The character of such may be illustrated by comparisons:
    They are like temples where only the spirits of the dragon, and those who are meant by "locusts" in the Apocalypse, are congregated; and they are like the pulpits therein, where the Word is not because it is put beneath the feet.
    They are like plastered walls with the plaster beautifully colored, but within them when the windows are opened, owls and direful night birds are flying about.
    They are like whitened sepulchres which contain dead men's bones.
    They are like coins made of the dregs of oil or of dried dung covered with gold.
    They are like the bark and wood fiber covering rotten wood
    Like the garments of Aaron's sons about a leprous body
    Like ulcers containing pus covered over with a thin skin, and supposed to be healed.

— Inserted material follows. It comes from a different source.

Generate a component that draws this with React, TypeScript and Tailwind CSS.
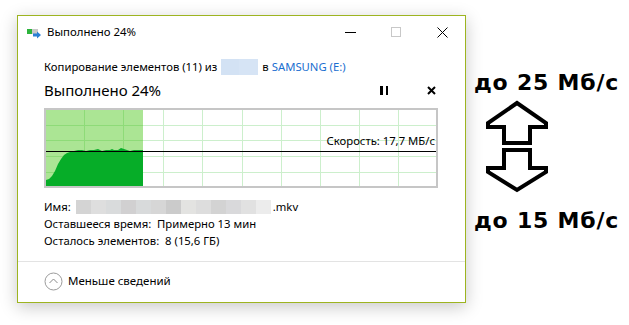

Who does not know that a holy external and a profane internal do not accord? Such also are more afraid than others to examine themselves; therefore they are no more sensible of the viciousness within them, than they are of the pungent and ill-smelling substances in their stomachs and bowels before they are cast out into the draught.

But it must be remembered that those here spoken of are not to be confounded with those who do well and believe rightly, nor with those who repent of some sins, and when worshiping, and still more when in spiritual temptation, speak within themselves or pray from a like oral confession; for such a general confession both precedes and follows reformation and regeneration.